The Fourth Indian Infantry Division was the only infantry formation that fought from the beginning of the campaign to the end, and even included involvement in the Abyssinia Campaign, and the Syria Campaign. It was a pre-war infantry formation in the Deccan District of India. The division was designated to provide three brigades for deployment overseas at times of international crisis, under the codename of Force Heron. These were the 10th Indian Infantry Brigade that saw service with the Fifth Indian Infantry Division, the 11th Indian Infantry Brigade that remained with the division and the 12th Indian Infantry Brigade which was sent to Malaya to be captured at Singapore in February 1942.
The Fourth Indian Division was sent to Egypt in tranches from August 1939 to October 1940. It took part in Operation Compass, the first campaign in the Western Desert, when the British and Commonwealth forces defeated the Italian Army and pushed them back through Cyrenaica. The division was then moved to the Sudan, and participated in the defeat of the Italian Army in Eritrea. It returned to Egypt, where the 5th Indian Infantry Brigade was detached to take part in the invasion of Syria. The division was consolidated in Cyrenaica when the Afrika Corps attacked in May 1942. The 11th Indian Infantry Brigade was captured at Tobruk.
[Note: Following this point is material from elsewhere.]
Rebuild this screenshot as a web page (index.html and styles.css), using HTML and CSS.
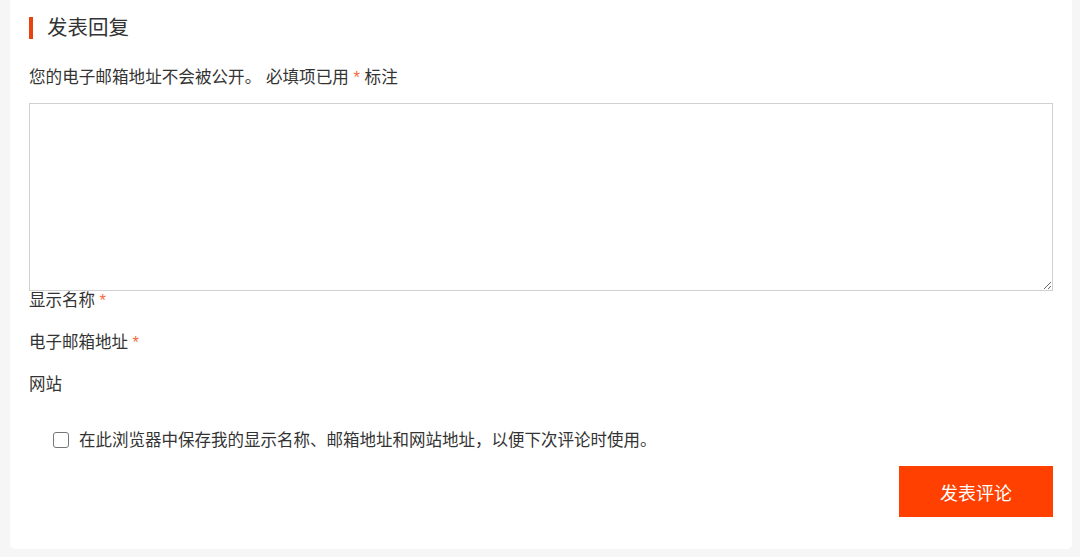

The division played a subsiduary role in the battle of El Alamein, but came back to the fore as the Eighth Army reached Tunisia where its ability to operate in the mountains was much respected.
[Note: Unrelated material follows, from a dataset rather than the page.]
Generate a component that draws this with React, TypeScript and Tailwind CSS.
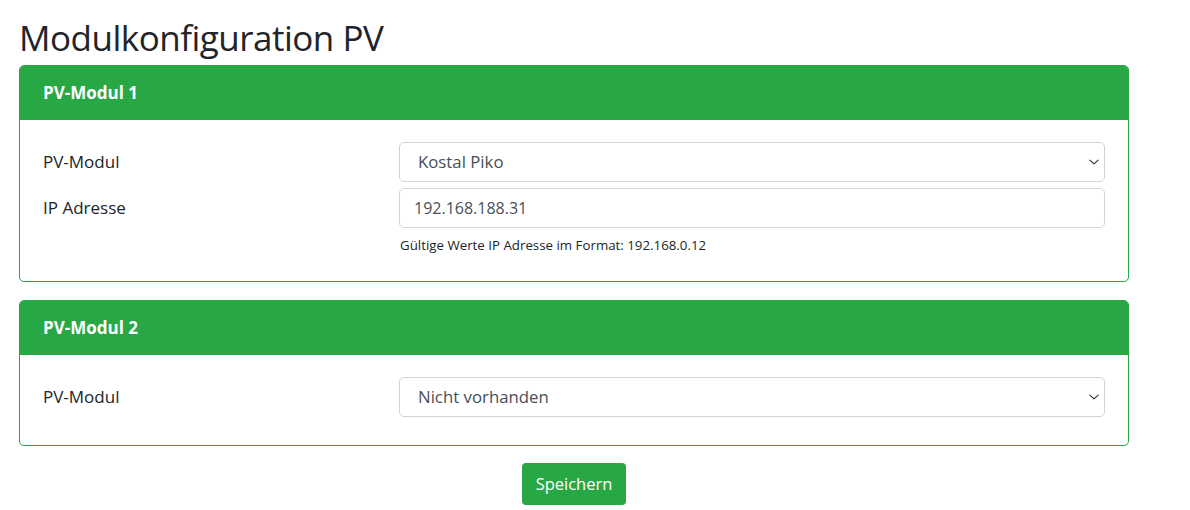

The Fifth Indian Infantry Division had travelled to the Sudan from India, being sent to Egypt with the end of the campaign in Abyssinia. It spent time in Iraq and on the island of Cyprus before returning the Egypt. The division suffered heavily in the battle of ‘The Cauldron’. It continued to fight in the battle of Alam Halfa and the first battle of El Alamein. It was then withdrawn to Iraq to rest and refit. The division later returned to India to fight with distinction in Burma.
The Tenth Indian Division had been raised in 1940 and sent to Iraq to secure that country in mid-1941. With the outcome of the Battle of Gazala in 1942 threatening the British base in Egypt, and the Suez Canal, the formation was rushed to Egypt, and deployed to Mersa Matruh as part of X Corps. The Axis forces surrounded the British position at Mersa Matruh, forcing X Corps to break out to reach safety. The division was then allowed a period to rest and recuperate before being deployed to Italy in 1944.
Two independent brigade formations were deployed in Egypt and Libya. The Third Indian Motor Brigade comprised three Indian Cavalry regiments, which fought as mounted infantry. The brigade was effectively destroyed twice in the Western Desert, before the units were sent back to India in 1942. The Eighteenth Indian Infantry Brigade was sent urgently from Iraq to Egypt in 1942, and deployed immediately. It was destroyed in the subsequent fighting, and was disbanded shortly afterwards.